Qual a dimensão da crise que vivemos hoje no Brasil? Tenho defendido que é uma profunda crise civilizacional, pois alcança as bases da sociedade em seu conjunto. O que tem sido colocado em questão é justamente a pertinência e validade dos princípios que fundamentam a civilização cristã. Parcela significativa da sociedade tem se questionado se a ética, a justiça e a solidariedade, por exemplo, ainda são princípios válidos para sustentar e estruturar a vida. O país vive no limiar da barbárie.
O aspecto que mais evidencia a profundidade da crise aparece na maneira como a pandemia tem sido enfrentada no país. A ausência de planejamento para a aquisição de vacinas, de maneira a promover a imunização, deixou a população totalmente vulnerável, desprotegida, à mercê do vírus letal. O país sofre e sangra, com a morte de mais de 260 mil de seus filhos.
Apesar do número elevado de mortes e de todo um prognóstico que aponta para um acirramento e agravamento da pandemia no país, há um movimento que tem procura construir uma narrativa negacionista, afirmando que a pandemia não passa de mera ficção, por contemplar intenções no campo das disputas políticas. Há uma forte rede de produção de fake news e pós-verdades, que busca desconstruir a letalidade da Covid-19 e levantar dúvidas sobre a da utilização de máscaras e do isolamento social como instrumentos eficazes de prevenção ao vírus.
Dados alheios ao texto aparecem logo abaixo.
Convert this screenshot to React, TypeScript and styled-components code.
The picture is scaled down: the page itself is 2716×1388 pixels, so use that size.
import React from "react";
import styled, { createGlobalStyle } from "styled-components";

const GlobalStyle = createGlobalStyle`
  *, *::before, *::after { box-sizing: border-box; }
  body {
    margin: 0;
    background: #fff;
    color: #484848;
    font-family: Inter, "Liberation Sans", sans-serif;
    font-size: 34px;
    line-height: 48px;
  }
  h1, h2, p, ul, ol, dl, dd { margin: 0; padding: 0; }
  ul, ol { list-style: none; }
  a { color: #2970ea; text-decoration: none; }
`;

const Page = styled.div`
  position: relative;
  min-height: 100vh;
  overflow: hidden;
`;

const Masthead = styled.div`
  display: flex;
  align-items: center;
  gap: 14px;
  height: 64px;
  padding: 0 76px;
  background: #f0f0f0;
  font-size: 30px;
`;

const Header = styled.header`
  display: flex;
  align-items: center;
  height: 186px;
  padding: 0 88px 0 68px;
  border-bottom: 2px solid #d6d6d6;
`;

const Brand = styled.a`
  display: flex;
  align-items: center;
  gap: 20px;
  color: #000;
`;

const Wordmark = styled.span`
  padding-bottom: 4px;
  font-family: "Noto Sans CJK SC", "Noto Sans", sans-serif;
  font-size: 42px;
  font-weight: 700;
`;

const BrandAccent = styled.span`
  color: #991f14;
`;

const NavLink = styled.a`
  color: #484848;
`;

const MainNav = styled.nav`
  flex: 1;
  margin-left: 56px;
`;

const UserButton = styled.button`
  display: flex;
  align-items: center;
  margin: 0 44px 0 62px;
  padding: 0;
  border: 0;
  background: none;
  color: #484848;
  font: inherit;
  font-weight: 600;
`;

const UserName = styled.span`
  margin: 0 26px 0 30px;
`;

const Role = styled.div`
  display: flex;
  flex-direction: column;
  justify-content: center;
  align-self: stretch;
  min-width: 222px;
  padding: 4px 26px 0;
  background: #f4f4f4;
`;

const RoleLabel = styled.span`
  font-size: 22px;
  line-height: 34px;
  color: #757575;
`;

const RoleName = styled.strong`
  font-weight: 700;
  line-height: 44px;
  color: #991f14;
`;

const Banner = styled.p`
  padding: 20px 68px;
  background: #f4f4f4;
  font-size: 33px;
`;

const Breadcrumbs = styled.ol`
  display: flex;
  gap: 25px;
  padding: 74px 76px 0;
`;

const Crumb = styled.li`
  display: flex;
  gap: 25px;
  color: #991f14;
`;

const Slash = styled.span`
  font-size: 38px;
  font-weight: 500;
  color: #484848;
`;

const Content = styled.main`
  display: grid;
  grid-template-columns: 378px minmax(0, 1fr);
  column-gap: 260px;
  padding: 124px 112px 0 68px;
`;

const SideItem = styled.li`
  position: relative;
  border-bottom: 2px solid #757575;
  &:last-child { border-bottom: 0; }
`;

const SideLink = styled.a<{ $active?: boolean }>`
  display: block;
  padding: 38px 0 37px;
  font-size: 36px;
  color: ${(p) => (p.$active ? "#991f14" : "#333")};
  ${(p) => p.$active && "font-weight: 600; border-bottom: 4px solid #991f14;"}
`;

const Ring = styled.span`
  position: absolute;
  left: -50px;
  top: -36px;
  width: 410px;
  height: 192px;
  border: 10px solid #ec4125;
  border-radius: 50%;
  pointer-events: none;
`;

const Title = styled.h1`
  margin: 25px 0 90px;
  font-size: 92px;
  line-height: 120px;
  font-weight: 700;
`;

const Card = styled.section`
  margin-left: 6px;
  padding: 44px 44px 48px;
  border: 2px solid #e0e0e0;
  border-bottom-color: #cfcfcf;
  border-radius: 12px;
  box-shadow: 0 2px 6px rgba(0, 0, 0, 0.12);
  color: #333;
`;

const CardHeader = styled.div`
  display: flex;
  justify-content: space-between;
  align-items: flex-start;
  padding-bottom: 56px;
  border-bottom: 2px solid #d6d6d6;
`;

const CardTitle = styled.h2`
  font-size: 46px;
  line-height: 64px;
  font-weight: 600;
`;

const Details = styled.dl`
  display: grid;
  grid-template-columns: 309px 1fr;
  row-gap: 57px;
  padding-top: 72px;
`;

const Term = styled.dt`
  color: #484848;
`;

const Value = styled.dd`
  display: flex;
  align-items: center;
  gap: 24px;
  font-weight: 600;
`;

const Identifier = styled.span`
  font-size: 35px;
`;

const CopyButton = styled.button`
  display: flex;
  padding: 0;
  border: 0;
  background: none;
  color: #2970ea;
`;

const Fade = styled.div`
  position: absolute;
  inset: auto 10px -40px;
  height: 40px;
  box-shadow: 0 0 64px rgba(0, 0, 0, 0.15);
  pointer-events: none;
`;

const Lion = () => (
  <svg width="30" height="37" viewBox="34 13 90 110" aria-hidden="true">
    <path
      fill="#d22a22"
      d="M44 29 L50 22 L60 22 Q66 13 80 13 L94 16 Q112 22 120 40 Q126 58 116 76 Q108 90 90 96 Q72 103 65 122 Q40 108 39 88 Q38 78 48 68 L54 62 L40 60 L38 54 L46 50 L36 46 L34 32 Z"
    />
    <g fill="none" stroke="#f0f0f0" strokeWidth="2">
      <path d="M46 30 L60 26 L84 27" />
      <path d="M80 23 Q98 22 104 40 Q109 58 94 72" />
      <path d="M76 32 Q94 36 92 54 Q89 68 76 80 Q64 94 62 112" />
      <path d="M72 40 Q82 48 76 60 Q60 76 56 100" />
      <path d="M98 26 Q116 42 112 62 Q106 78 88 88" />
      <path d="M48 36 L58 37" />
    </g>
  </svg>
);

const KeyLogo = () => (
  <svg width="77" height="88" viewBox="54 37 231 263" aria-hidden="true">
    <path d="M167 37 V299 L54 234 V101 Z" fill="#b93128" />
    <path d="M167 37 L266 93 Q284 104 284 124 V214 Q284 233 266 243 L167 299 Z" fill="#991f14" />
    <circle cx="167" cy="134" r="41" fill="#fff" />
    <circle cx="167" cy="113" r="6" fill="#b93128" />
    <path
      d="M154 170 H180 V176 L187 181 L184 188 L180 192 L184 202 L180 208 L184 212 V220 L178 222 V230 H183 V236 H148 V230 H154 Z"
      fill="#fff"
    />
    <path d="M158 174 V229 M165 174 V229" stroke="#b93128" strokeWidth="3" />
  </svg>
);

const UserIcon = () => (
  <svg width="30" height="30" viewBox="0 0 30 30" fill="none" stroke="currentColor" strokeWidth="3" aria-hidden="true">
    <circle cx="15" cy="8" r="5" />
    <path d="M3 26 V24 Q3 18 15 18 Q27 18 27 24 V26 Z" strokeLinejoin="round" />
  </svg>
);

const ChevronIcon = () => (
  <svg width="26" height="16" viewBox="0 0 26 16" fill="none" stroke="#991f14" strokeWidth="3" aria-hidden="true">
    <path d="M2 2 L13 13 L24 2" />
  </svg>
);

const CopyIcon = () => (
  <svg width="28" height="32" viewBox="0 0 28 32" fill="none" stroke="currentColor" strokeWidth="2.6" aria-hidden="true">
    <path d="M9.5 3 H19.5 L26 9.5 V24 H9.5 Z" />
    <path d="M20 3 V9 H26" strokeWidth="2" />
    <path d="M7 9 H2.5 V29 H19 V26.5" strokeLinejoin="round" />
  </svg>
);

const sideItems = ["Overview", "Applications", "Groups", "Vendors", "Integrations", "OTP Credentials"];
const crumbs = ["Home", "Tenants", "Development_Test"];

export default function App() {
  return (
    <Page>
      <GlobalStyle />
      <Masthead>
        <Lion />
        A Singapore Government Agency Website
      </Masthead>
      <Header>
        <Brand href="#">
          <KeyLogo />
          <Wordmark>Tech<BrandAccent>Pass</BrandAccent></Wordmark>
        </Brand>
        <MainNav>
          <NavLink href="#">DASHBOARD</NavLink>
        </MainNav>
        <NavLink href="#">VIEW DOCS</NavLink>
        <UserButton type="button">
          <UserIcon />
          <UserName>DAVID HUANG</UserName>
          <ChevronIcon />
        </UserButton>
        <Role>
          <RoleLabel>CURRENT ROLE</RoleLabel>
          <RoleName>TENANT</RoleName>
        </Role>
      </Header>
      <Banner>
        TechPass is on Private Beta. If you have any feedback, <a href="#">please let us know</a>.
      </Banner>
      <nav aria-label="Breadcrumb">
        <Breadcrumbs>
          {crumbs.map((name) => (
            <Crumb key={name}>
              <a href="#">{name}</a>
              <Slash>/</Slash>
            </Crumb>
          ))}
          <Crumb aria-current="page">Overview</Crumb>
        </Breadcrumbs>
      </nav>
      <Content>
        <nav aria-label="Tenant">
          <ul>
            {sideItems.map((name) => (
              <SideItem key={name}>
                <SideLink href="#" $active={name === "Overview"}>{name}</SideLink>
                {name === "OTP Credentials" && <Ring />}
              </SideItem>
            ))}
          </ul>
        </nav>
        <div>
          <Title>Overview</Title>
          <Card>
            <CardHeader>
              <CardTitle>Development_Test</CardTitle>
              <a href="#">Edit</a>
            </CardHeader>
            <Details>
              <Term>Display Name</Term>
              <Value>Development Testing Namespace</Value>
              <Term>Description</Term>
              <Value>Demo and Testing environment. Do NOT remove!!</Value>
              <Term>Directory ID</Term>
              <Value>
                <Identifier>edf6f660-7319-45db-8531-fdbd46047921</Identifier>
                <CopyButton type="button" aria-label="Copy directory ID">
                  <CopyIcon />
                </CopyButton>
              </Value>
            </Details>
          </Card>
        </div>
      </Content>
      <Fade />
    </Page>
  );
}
As narrativas que se contrapõem ao fato da dura e dramática realidade da pandemia acabaram por gerar um ambiente cultural não solidário, de aberta desconfiança e deflagrado conflito. Emerge todo um cenário no qual a morte do outro passou a ser percebida como realidade banalizada, como se não causasse nenhum impacto à vida coletiva. A profunda indiferença e insensibilidade em relação ao sofrimento do outro demarcam, precisamente, a rejeição aos conceitos de ética, justiça e solidariedade, pilares da civilização ocidental. O caos no campo da saúde pública acabou por desvelar uma profunda crise ética e civilizacional.
No quadro geral da crise sistêmica por que passa o país é importante dar especial atenção para a área da política econômica, na qual prevalece a visão do ultraliberalismo, com a defesa irrestrita e até irracional do livre mercado. A ideia simplista de que cabe ao mercado regular a dinâmica econômica, em um Estado com uma mínima atuação, acaba por deixar os mais pobres em uma situação de total abandono e vulnerabilidade, aprofundando ainda mais a realidade de profunda desigualdade social no país.
No momento mais dramático e sombrio da pandemia no Brasil, agravado pela situação alarmante do desemprego e do trabalho precarizado, somando um vasto contingente de pessoas sem as garantias sociais básicas, o governo federal resiste perversamente para conceder um auxílio emergencial mínimo, que seja capaz de livrar as famílias da pobreza extrema e da fome. Sem vacinas para imunização e sem um auxílio financeiro digno, a população brasileira não encontra amparo nem no Estado nem no mercado.
Com o surgimento de novas cepas do Novo Coronavírus, consequência de processos biológicos de mutação, o país pode se tornar uma ameaça para a humanidade e para o próprio planeta. Já não há mais espaço para negacionismos, nem imobilismos irresponsáveis. É urgente que os brasileiros sejam protegidos do vírus, com a vacinação em massa, e amparados financeiramente, com uma gestão econômica que coloque as pessoas em primeiro plano. O grande desafio será reinventar o Brasil, resgatando o primado da ética, da justiça e da solidariedade.
Adelino Francisco de Oliveira é professor no Instituto Federal, campus Piracicaba. Doutor em Filosofia e Mestre em Ciências da Religião.